I read this essay to the workshop for two reasons. First, Peterson’s essay roams from one dimension of the meaning of water to another so that by the time its six or so pages are complete, we, as readers, have experienced water in multiple ways. I hoped that Peterson’s essay might inspire all of us to see the beauty of multi-dimensional writing, to more fully understand how such wandering deepens, broadens, and lengthens the reader’s understanding of a subject, whether in an essay, poem, story, or memoir.
My second reason for reading this essay was to take us back to where our writing had begun. On Monday night, everyone wrote a piece prompted by the words, “I Am From”. I suggested that we return to those pieces and look at it a different way. How about looking at “I Am From” in terms of one of the four elements: water, earth, fire, or air.

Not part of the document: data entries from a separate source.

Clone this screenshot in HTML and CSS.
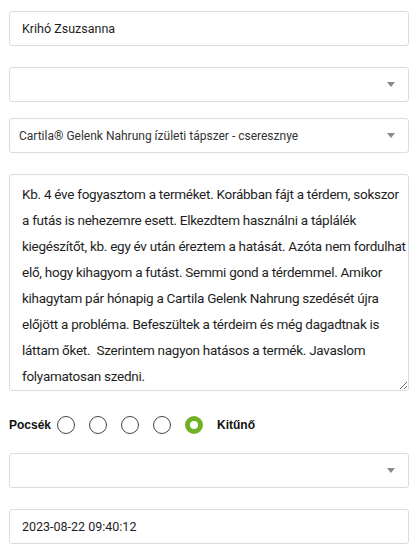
FILE: index.html
```html
<!DOCTYPE html>
<html lang="hu">
<head>
<meta charset="utf-8">
<link rel="stylesheet" href="styles.css">
</head>
<body>
<form class="form">
  <input class="field f-name" type="text" value="Krihó Zsuzsanna">
  <div class="select f-gap1"><span class="select-text"></span><span class="arrow"></span></div>
  <div class="select f-gap2"><span class="select-text">Cartila® Gelenk Nahrung ízületi tápszer - cseresznye</span><span class="arrow"></span></div>
  <textarea class="area">Kb. 4 éve fogyasztom a terméket. Korábban fájt a térdem, sokszor
a futás is nehezemre esett. Elkezdtem használni a táplálék
kiegészítőt, kb. egy év után éreztem a hatását. Azóta nem fordulhat
elő, hogy kihagyom a futást. Semmi gond a térdemmel. Amikor
kihagytam pár hónapig a Cartila Gelenk Nahrung szedését újra
előjött a probléma. Befeszültek a térdeim és még dagadtnak is
láttam őket.  Szerintem nagyon hatásos a termék. Javaslom
folyamatosan szedni.</textarea>
  <div class="rating">
    <span class="rate-label">Pocsék</span>
    <span class="radio"></span>
    <span class="radio"></span>
    <span class="radio"></span>
    <span class="radio"></span>
    <span class="radio checked"></span>
    <span class="rate-label end">Kitűnő</span>
  </div>
  <div class="select f-gap3"><span class="select-text"></span><span class="arrow"></span></div>
  <input class="field f-date" type="text" value="2023-08-22 09:40:12">
</form>
</body>
</html>
```

FILE: styles.css
```css
html, body {
  margin: 0;
  padding: 0;
  background: #fff;
}
body {
  font-family: Roboto, "Liberation Sans", Arial, sans-serif;
  color: #222;
}
.form {
  display: flex;
  flex-direction: column;
  padding: 11px 10px 0 9px;
}
.field {
  box-sizing: border-box;
  height: 35px;
  border: 1px solid #dcdcdc;
  border-radius: 3px;
  padding: 0 12px;
  font-family: Roboto, "Liberation Sans", Arial, sans-serif;
  font-size: 12.5px;
  color: #1e1e1e;
  background: #fff;
  outline: none;
}
.select {
  box-sizing: border-box;
  height: 35px;
  border: 1px solid #dcdcdc;
  border-radius: 3px;
  padding: 0 9px 0 9px;
  display: flex;
  align-items: center;
  font-size: 12px;
  color: #333;
}
.select-text {
  flex: 1;
}
.arrow {
  width: 0;
  height: 0;
  border-left: 4px solid transparent;
  border-right: 4px solid transparent;
  border-top: 5px solid #8a8a8a;
  margin-right: 4px;
}
.f-gap1 { margin-top: 21px; }
.f-gap2 { margin-top: 16px; }
.area {
  box-sizing: border-box;
  margin-top: 21px;
  height: 217px;
  border: 1px solid #dcdcdc;
  border-radius: 3px;
  padding: 6px 12px 1px 12px;
  font-family: Roboto, "Liberation Sans", Arial, sans-serif;
  font-size: 13.5px;
  letter-spacing: -0.27px;
  line-height: 26px;
  color: #1e1e1e;
  white-space: pre;
  resize: vertical;
  outline: none;
  overflow: hidden;
}
.rating {
  display: flex;
  align-items: center;
  height: 34px;
  margin-top: 17px;
  gap: 14px;
}
.rate-label {
  font-family: "Liberation Sans", Arial, sans-serif;
  font-weight: bold;
  font-size: 12px;
  color: #111;
  margin-right: -8px;
}
.rate-label.end {
  margin-right: 0;
}
.radio {
  box-sizing: border-box;
  width: 18px;
  height: 18px;
  border: 1px solid #444;
  border-radius: 50%;
}
.radio.checked {
  border: 5px solid #6fb324;
}
.f-gap3 { margin-top: 11px; }
.f-date { margin-top: 21px; }
```
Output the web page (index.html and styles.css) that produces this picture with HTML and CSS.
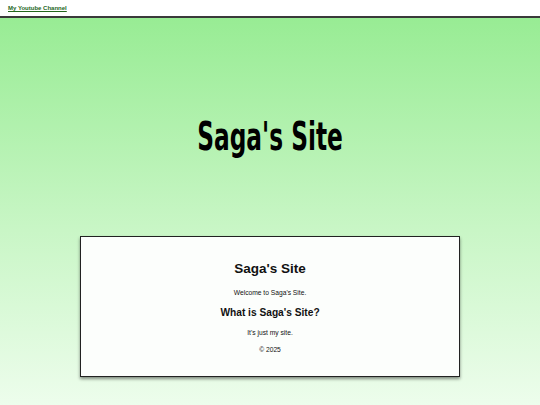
FILE: index.html
```html
<!DOCTYPE html>
<html lang="en">
<head>
<meta charset="utf-8">
<title>Saga's Site</title>
<link rel="stylesheet" href="styles.css">
</head>
<body>
<header class="topbar">
  <a class="topbar-link" href="#">My Youtube Channel</a>
</header>
<main class="page">
  <section class="hero">
    <h1 class="hero-title">Saga's Site</h1>
  </section>
  <section class="card">
    <h2 class="card-title">Saga's Site</h2>
    <p class="card-text welcome">Welcome to Saga's Site.</p>
    <h3 class="card-subtitle">What is Saga's Site?</h3>
    <p class="card-text about">It's just my site.</p>
    <p class="card-text copy">© 2025</p>
  </section>
</main>
</body>
</html>
```

FILE: styles.css
```css
html, body {
  margin: 0;
  padding: 0;
  height: 100%;
}
body {
  font-family: "Liberation Sans", Arial, sans-serif;
  color: #111;
  display: flex;
  flex-direction: column;
  background: #ffffff;
}
.topbar {
  background: #ffffff;
  height: 16px;
  border-bottom: 2px solid #3a3a3a;
  display: flex;
  align-items: center;
  padding-left: 8px;
}
.topbar-link {
  font-size: 6px;
  font-weight: bold;
  color: #23661c;
  text-decoration: underline;
}
.page {
  flex: 1;
  background: linear-gradient(to bottom, #98ec94 0%, #c9f6c6 55%, #edfdec 100%);
  display: flex;
  flex-direction: column;
  align-items: center;
}
.hero {
  padding: 104px 0 87px;
}
.hero-title {
  margin: 0;
  font-family: "DejaVu Sans", sans-serif;
  font-weight: bold;
  font-size: 23.3px;
  line-height: 27px;
  transform: scaleY(1.7);
  color: #000;
}
.card {
  width: 378px;
  background: #fcfefc;
  border: 1px solid #222;
  box-shadow: 0 2px 3px rgba(0, 0, 0, 0.45);
  display: flex;
  flex-direction: column;
  align-items: center;
  padding: 24px 0 23px;
}
.card-title {
  margin: 0;
  font-size: 13.5px;
  font-weight: bold;
}
.card-text {
  margin: 0;
  font-size: 6.7px;
}
.welcome {
  margin-top: 13px;
}
.card-subtitle {
  margin: 11px 0 0;
  font-size: 10.2px;
  font-weight: bold;
}
.about {
  margin-top: 11px;
}
.copy {
  margin-top: 9.5px;
}
```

How about if each person wrote a piece examining what s/he lives by in relation to where each person is from.
On Day 5, several members of the workshop read what they had written. Rachel wrote a Dr. Seuss like piece;Duane examined the water that cannot be seen east of the Cascades, especially in the area around Odessa, his home; Christy wrote about Lake Roosevelt; I presented an unfinished piece called “Making a Living by Earth” and explored the ubiquity of earth and minerals in the lives of those of us who grew up and made our living by earth in the Silver Valley.
There. I don’t know if anyone will read these recaps, but now I have a record of what happened over the course of July 13-17 at Camp N-Sid-Sen on Lake Cd’A. If, in the middle of winter, I think back to this week and my aging, busy, often preoccupied mind can’t remember what happened at the retreat, I know have a record of it.
I’m proud of this record. I left this retreat invigorated and inspired. Such concentrated good writing, good people, and good will made it difficult to leave. I know we can’t be on retreat fifty-two weeks out of the year, but it’s enriching to be able to spend one week this way.